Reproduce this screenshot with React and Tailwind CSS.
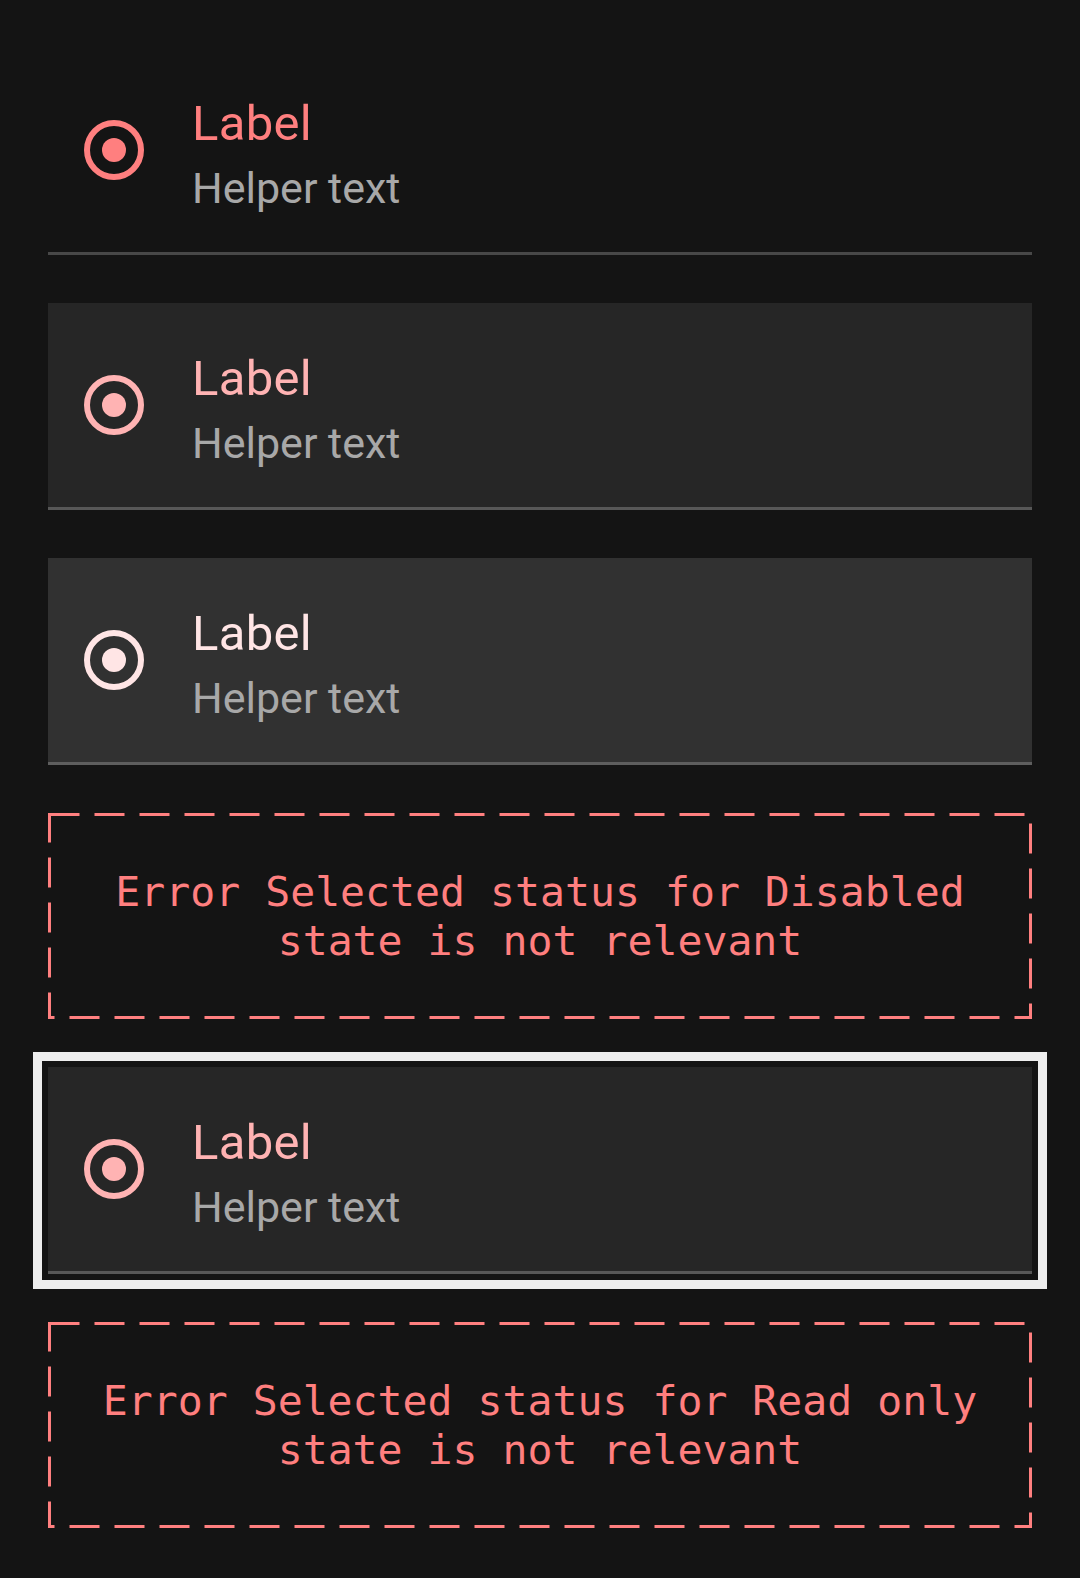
import React from 'react';

const rows = [
    { bg: 'bg-transparent', divider: 'bg-[#484848]', tone: '#ff7f7f', label: 'text-[#ff7f7f]', focus: false },
    { bg: 'bg-[#262626]', divider: 'bg-[#575757]', tone: '#ffb3b3', label: 'text-[#ffb3b3]', focus: false },
    { bg: 'bg-[#313131]', divider: 'bg-[#5e5e5e]', tone: '#ffe5e5', label: 'text-[#ffe5e5]', focus: false },
];

const RadioIcon = ({ color }) => (
    <svg width="60" height="60" viewBox="0 0 20 20" className="shrink-0">
        <circle cx="10" cy="10" r="9" fill="none" stroke={color} strokeWidth="2" />
        <circle cx="10" cy="10" r="4" fill={color} />
    </svg>
);

const RadioRow = ({ row }) => (
    <div className={`flex flex-col w-[984px] ${row.bg} ${row.focus ? 'outline-[9px] outline-solid outline-[#eeeeee] outline-offset-[6px]' : ''}`}>
        <div className="flex items-center h-[204px] pl-[36px]">
            <RadioIcon color={row.tone} />
            <div className="flex flex-col ml-[48px] mt-[8px] font-['Roboto',sans-serif]">
                <span className={`text-[49px] leading-[72px] tracking-[0.3px] ${row.label}`}>Label</span>
                <span className="text-[43px] leading-[56px] mb-[4px] text-[#a8a8a8]">Helper text</span>
            </div>
        </div>
        <div className={`h-[3px] ${row.divider}`}></div>
    </div>
);

const ErrorBox = ({ children }) => (
    <div className="relative flex items-center justify-center w-[984px] h-[206px] px-[12px]">
        <svg width="984" height="206" className="absolute left-0 top-0">
            <rect x="1.5" y="1.5" width="981" height="203" fill="none" stroke="#ff7f7f" strokeWidth="3" strokeDasharray="30 15" />
        </svg>
        <p className="text-center text-[41.5px] leading-[49px] text-[#ff7f7f] font-['DejaVu_Sans_Mono',monospace]">
            {children}
        </p>
    </div>
);

const App = () => {
    return (
        <div className="min-h-[1578px] bg-[#141414] flex flex-col items-center gap-[48px] py-[48px]">
            {rows.map((row, index) => (
                <RadioRow key={index} row={row} />
            ))}
            <ErrorBox>Error Selected status for Disabled state is not relevant</ErrorBox>
            <RadioRow row={{ bg: 'bg-[#262626]', divider: 'bg-[#575757]', tone: '#ffb3b3', label: 'text-[#ffb3b3]', focus: true }} />
            <ErrorBox>Error Selected status for Read only state is not relevant</ErrorBox>
        </div>
    );
};

export default App;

━━━━━━━━

### What is needed
Only the lines from the top of the data through the line with "import React from 'react';" should be quoted, exactly and with both ends kept; skip the pictures.

### Response
Reproduce this screenshot with React and Tailwind CSS.
import React from 'react';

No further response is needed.